Nieuws

Werkgevers en werknemers in de podiumkunsten, vertegenwoordigd door NAPK en Kunstenbond, hebben een akkoord bereikt over een nieuw functie- en loongebouw per 1 januari 2017. De Cao Toneel (voorheen ‘Theater’) en Dans loopt van 1 juli 2016 tot en met 31 december 2019. Sociale partners voorzien echter problemen bij de uitvoering door het uitblijven van indexering van subsidies.

De overstap naar een nieuw marktconform functie- en loongebouw met kortere loonschalen en resultaatgerichte functiebeschrijvingen betekent voor vrijwel alle medewerkers een loonsverbetering. Medewerkers die bij de invoering van het nieuwe systeem op het maximum van hun schaal zitten ontvangen in 2017 en 2018 als compensatie tijdelijk een maandelijkse toeslag van 1,5%. De cao bevat ook een algemene, structurele loonsverhoging van 1,8% per 1 januari 2019. Sociale partners hebben afgesproken dat het functie- en loongebouw ook de basis vormt voor de honorering van zzp’ers.
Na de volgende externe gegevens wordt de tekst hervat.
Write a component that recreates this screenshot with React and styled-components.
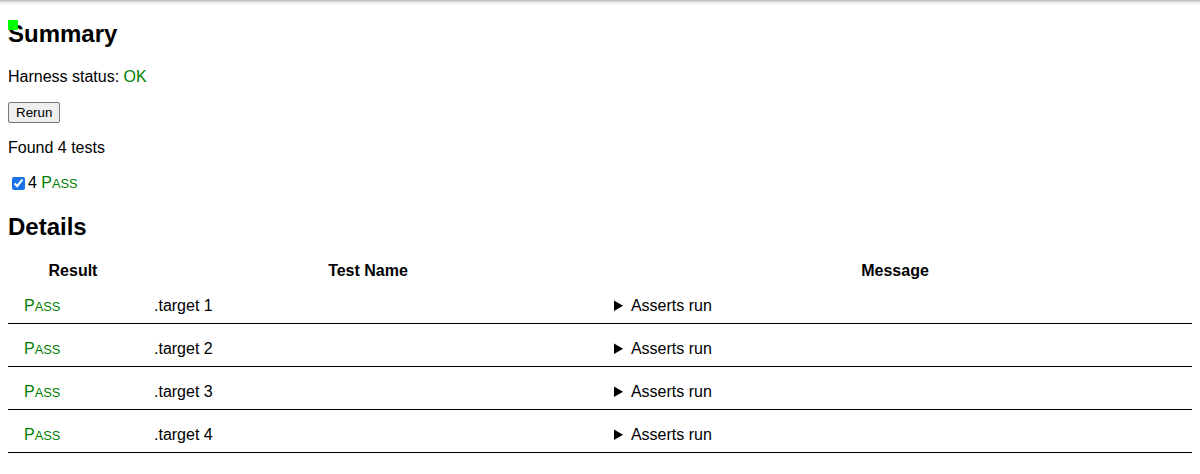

Zo is het verschil in behandeling en beloning tussen werknemers en zzp’ers die gelijksoortig werk doen minimaal. Dat betekent dat het afgesproken (uur)tarief minimaal overeenkomt met het bij de functie horende salarisniveau, verhoogd met ten minste 30%.

Sociale partners maken zich zorgen over het uitblijven van indexering van de subsidies bij een belangrijk deel van de instellingen in de sector. Zij voorzien problemen bij de uitvoering van het nieuwe functie- en loongebouw. Sociale partners zullen daarom in de komende periode gezamenlijk optrekken richting de subsidieverstrekkers om hen te wijzen op de noodzaak van het toekennen van jaarlijkse indexeringen en daarmee goed werkgeverschap te bevorderen. Daarnaast verzoeken sociale partners de minister van SZW om de artistieke en productie- en voorstellingsgebonden functies uit te zonderen van de wettelijke ketenbepaling bij het overeenkomen van tijdelijke arbeidsovereenkomsten. Dit draagt bij aan de noodzakelijke flexibiliteit voor de sector. Voor de functies van acteur en danser is een dergelijke uitzondering al gemaakt in 2015. Voor seizoensarbeid in de sector wordt de wettelijke tussenperiode van 6 maanden tussen twee arbeidsovereenkomsten verkort naar 3 maanden.

Oudere werknemers kunnen ervoor kiezen om minder uren gaan werken terwijl zij daarvoor slechts beperkt salaris inleveren en hun pensioenopbouw wel volledig wordt voortgezet. Voorwaarde is dat de werknemer een arbeidsverleden bij de betreffende werkgever heeft van ten minste 5 jaar en hij maximaal 8 jaar verwijderd is van zijn pensioendatum (uitgaande van een pensioenleeftijd van 68 jaar).